Die ehemalige Lehrerin und Autorin Lisa Graf schaut in die Kamera.

Lisa Graf | Ex-Lehrerin und Autorin

"Haben Sie Scheiße gebaut?"

Das wurde Lisa Graf öfters von ihren Schülern gefragt, wenn die erfuhren, dass sie eigentlich Gymnasiallehrerin war und dann an einer Hauptschule in einem sozialen Brennpunkt arbeitete. Doch anders, als ihre Schüler glaubten, war sie keineswegs strafversetzt worden, sondern machte das gerne und freiwillig: aus Zuneigung zu den Schülern, die schwierige Startvoraussetzungen hatten – und weil sie sich in ihnen wiedererkannte.

Eigene Erfahrung

Während die Lehrer für Lisa Graf in der ersten Klasse noch voll des Lobes waren, wurden die Noten dann zunehmend schlechter. Der Hintergrund: Der plötzliche Tod ihres Vaters stürzte ihre Mutter in eine tiefe Krise. Lisa hatte keine Hilfe mehr zuhause – so wie es vielen von Lisa Grafs Schüler:innen geht. Denn schulischer Erfolg hängt in Deutschland immer noch in erster Linie davon ab, wie stark sich die Eltern im Hintergrund engagieren.

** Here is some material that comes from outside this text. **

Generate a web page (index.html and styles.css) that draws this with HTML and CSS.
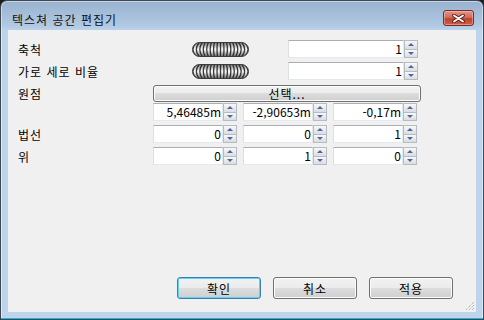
FILE: index.html
```html
<!DOCTYPE html>
<html lang="ko">
<head>
  <meta charset="UTF-8" />
  <title>텍스쳐 공간 편집기</title>
  <link rel="stylesheet" href="styles.css">
</head>
<body>
  <!-- shared slider knob graphic -->
  <svg class="defs" width="0" height="0">
    <defs>
      <linearGradient id="knob-fill" x1="0" y1="0" x2="0" y2="1">
        <stop offset="0" stop-color="#7a7a7a"/>
        <stop offset="0.45" stop-color="#f6f6f6"/>
        <stop offset="0.55" stop-color="#f6f6f6"/>
        <stop offset="1" stop-color="#6c6c6c"/>
      </linearGradient>
      <clipPath id="knob-clip">
        <rect x="0.5" y="0.5" width="56" height="14" rx="7"/>
      </clipPath>
      <symbol id="knob" viewBox="0 0 57 15">
        <rect x="0.5" y="0.5" width="56" height="14" rx="7" fill="url(#knob-fill)"/>
        <g clip-path="url(#knob-clip)" fill="none" stroke="#1a1a1a" stroke-width="1.3" stroke-opacity="0.85">
          <path d="M4.5 0Q-2.7 7.5 4.5 15"/>
          <path d="M7.5 0Q1.2 7.5 7.5 15"/>
          <path d="M10.5 0Q5.1 7.5 10.5 15"/>
          <path d="M13.5 0Q9 7.5 13.5 15"/>
          <path d="M16.5 0Q12.9 7.5 16.5 15"/>
          <path d="M19.5 0Q16.8 7.5 19.5 15"/>
          <path d="M22.5 0Q20.7 7.5 22.5 15"/>
          <path d="M25.5 0Q24.6 7.5 25.5 15"/>
          <path d="M28.5 0L28.5 15"/>
          <path d="M31.5 0Q32.4 7.5 31.5 15"/>
          <path d="M34.5 0Q36.3 7.5 34.5 15"/>
          <path d="M37.5 0Q40.2 7.5 37.5 15"/>
          <path d="M40.5 0Q44.1 7.5 40.5 15"/>
          <path d="M43.5 0Q48 7.5 43.5 15"/>
          <path d="M46.5 0Q51.9 7.5 46.5 15"/>
          <path d="M49.5 0Q55.8 7.5 49.5 15"/>
          <path d="M52.5 0Q59.7 7.5 52.5 15"/>
        </g>
        <rect x="0.5" y="0.5" width="56" height="14" rx="7" fill="none" stroke="#3c3c3c"/>
      </symbol>
    </defs>
  </svg>

  <div class="window">
    <div class="titlebar">
      <span class="title">텍스쳐 공간 편집기</span>
      <span class="close">
        <svg width="13" height="9" viewBox="0 0 13 9">
          <path d="M2 1.5L11 7.5M11 1.5L2 7.5" stroke="#5a1a14" stroke-width="3.6" stroke-linecap="round"/>
          <path d="M2 1.5L11 7.5M11 1.5L2 7.5" stroke="#ffffff" stroke-width="1.8" stroke-linecap="round"/>
        </svg>
      </span>
    </div>

    <div class="client">
      <div class="row">
        <span class="label">축척</span>
        <span class="slot"><svg class="knob" width="57" height="15"><use href="#knob"/></svg></span>
        <div class="spin wide"><span class="field">1</span><span class="arrows"><i class="up"></i><i class="down"></i></span></div>
      </div>
      <div class="row">
        <span class="label">가로 세로 비율</span>
        <span class="slot"><svg class="knob" width="57" height="15"><use href="#knob"/></svg></span>
        <div class="spin wide"><span class="field">1</span><span class="arrows"><i class="up"></i><i class="down"></i></span></div>
      </div>
      <div class="row pick">
        <span class="label">원점</span>
        <button class="btn pick-btn">선택...</button>
      </div>
      <div class="row">
        <span class="label"></span>
        <div class="cells">
          <div class="spin"><span class="field">5,46485m</span><span class="arrows"><i class="up"></i><i class="down"></i></span></div>
          <div class="spin"><span class="field">-2,90653m</span><span class="arrows"><i class="up"></i><i class="down"></i></span></div>
          <div class="spin"><span class="field">-0,17m</span><span class="arrows"><i class="up"></i><i class="down"></i></span></div>
        </div>
      </div>
      <div class="row">
        <span class="label">법선</span>
        <div class="cells">
          <div class="spin"><span class="field">0</span><span class="arrows"><i class="up"></i><i class="down"></i></span></div>
          <div class="spin"><span class="field">0</span><span class="arrows"><i class="up"></i><i class="down"></i></span></div>
          <div class="spin"><span class="field">1</span><span class="arrows"><i class="up"></i><i class="down"></i></span></div>
        </div>
      </div>
      <div class="row">
        <span class="label">위</span>
        <div class="cells">
          <div class="spin"><span class="field">0</span><span class="arrows"><i class="up"></i><i class="down"></i></span></div>
          <div class="spin"><span class="field">1</span><span class="arrows"><i class="up"></i><i class="down"></i></span></div>
          <div class="spin"><span class="field">0</span><span class="arrows"><i class="up"></i><i class="down"></i></span></div>
        </div>
      </div>

      <div class="footer">
        <button class="btn default">확인</button>
        <button class="btn">취소</button>
        <button class="btn">적용</button>
      </div>

      <!-- resize grip -->
      <svg class="grip" width="11" height="11" viewBox="0 0 11 11">
        <path d="M10 2L2 10M10 5L5 10M10 8L8 10" stroke="#a0a0a0" stroke-width="1" stroke-dasharray="1 1"/>
      </svg>
    </div>
  </div>
</body>
</html>
```

FILE: styles.css
```css
html, body {
  margin: 0;
  padding: 0;
}

body {
  font-family: "Noto Sans CJK KR", "Liberation Sans", sans-serif;
  font-size: 12px;
  color: #000;
  background: #1d1d1d;
}

.defs {
  position: absolute;
  width: 0;
  height: 0;
}

.window {
  width: 484px;
  height: 320px;
  box-sizing: border-box;
  display: flex;
  flex-direction: column;
  padding: 0 7px 7px;
  border: 1px solid #3f4853;
  border-radius: 7px 7px 0 0;
  background: linear-gradient(#98b2cf, #b0c8e2 24px, #bcd4ec 30px);
  box-shadow: inset 0 -1px 0 #2ab3d8, inset 0 0 0 1px rgba(255, 255, 255, 0.45);
}

/* title bar */
.titlebar {
  height: 29px;
  display: flex;
  align-items: flex-start;
}

.title {
  padding: 11px 0 0 4px;
  line-height: 16px;
  letter-spacing: 1px;
  color: #111;
}

.close {
  margin: 9px 2px 0 auto;
  width: 31px;
  height: 16px;
  box-sizing: border-box;
  display: flex;
  align-items: center;
  justify-content: center;
  border: 1px solid #7d2a24;
  border-radius: 3px;
  background: linear-gradient(#e09488, #cf6e5e 45%, #bd4230 55%, #cc5f48);
  box-shadow: inset 0 0 0 1px rgba(255, 210, 200, 0.45);
}

/* client area */
.client {
  flex: 1;
  position: relative;
  display: flex;
  flex-direction: column;
  padding: 10px 0 0 10px;
  background: #f0f0f0;
}

.row {
  display: flex;
  align-items: center;
  height: 18px;
  margin-bottom: 4px;
}

.row.pick {
  height: 17px;
  margin: 1px 0 1px;
}

.label {
  width: 135px;
  flex: none;
  letter-spacing: 1px;
}

.slot {
  width: 135px;
  display: flex;
  justify-content: center;
}

.knob {
  display: block;
}

.cells {
  display: flex;
  gap: 6px;
}

.spin {
  display: flex;
  height: 18px;
  width: 84px;
}

.spin.wide {
  width: 130px;
}

.field {
  flex: 1;
  box-sizing: border-box;
  background: #fff;
  border: 1px solid #e3e9ef;
  border-top-color: #abadb3;
  border-left-color: #dbdfe6;
  text-align: right;
  padding-right: 1px;
  line-height: 16px;
  white-space: nowrap;
}

.arrows {
  width: 14px;
  display: flex;
  flex-direction: column;
}

.arrows i {
  flex: 1;
  display: flex;
  align-items: center;
  justify-content: center;
  border: 1px solid #b6bcc4;
  background: linear-gradient(#f8f8f8, #dcdcdc);
}

.arrows i + i {
  border-top: none;
}

.arrows i::after {
  content: "";
  border-left: 3px solid transparent;
  border-right: 3px solid transparent;
}

.arrows .up::after {
  border-bottom: 3px solid #4a66aa;
}

.arrows .down::after {
  border-top: 3px solid #4a66aa;
}

/* buttons */
.btn {
  box-sizing: border-box;
  padding: 0;
  font: inherit;
  letter-spacing: 1px;
  color: #000;
  border: 1px solid #707070;
  border-radius: 3px;
  background: linear-gradient(#f2f2f2, #ebebeb 50%, #dddddd 50%, #cfcfcf);
  box-shadow: inset 0 0 0 1px #fcfcfc;
}

.btn.default {
  border-color: #3c7fb1;
  box-shadow: inset 0 0 0 1px #61d2f7;
}

.pick-btn {
  width: 268px;
  height: 17px;
  line-height: 14px;
}

.footer {
  margin-top: auto;
  display: flex;
  justify-content: flex-end;
  gap: 12px;
  padding: 0 23px 13px 0;
}

.footer .btn {
  width: 84px;
  height: 22px;
}

.grip {
  position: absolute;
  right: 1px;
  bottom: 1px;
}
```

"Abgehängt" und "Durchgefallen"

2023 machte eine Meldung aus der Ludwigshafener Gräfenauschule viele fassungslos: 40 Kinder müssen die erste Klasse wiederholen. Die Ursache scheint schnell gefunden: Schlechte Integration und mangelnde Deutschkenntnisse. Doch Lisa Graf, Autorin des Buches "Abgehängt" und Hostin des neuen SWR-Podcasts "Durchgefallen – wie Schule unsere Gesellschaft spaltet" gräbt tiefer und zeigt, wo die wahren Ursachen liegen. Sie recherchiert in der Gräfenauschule genauso wie in der idyllischen Dorfschule im Westerwald und besucht die "Rütlischule" in Berlin, die aus einer ehemaligen Problemschule zum Vorzeigeprojekt wurde und stellt fest: "Bildungsgerechtigkeit ist keine Utopie, sondern eine Frage des politischen Willens."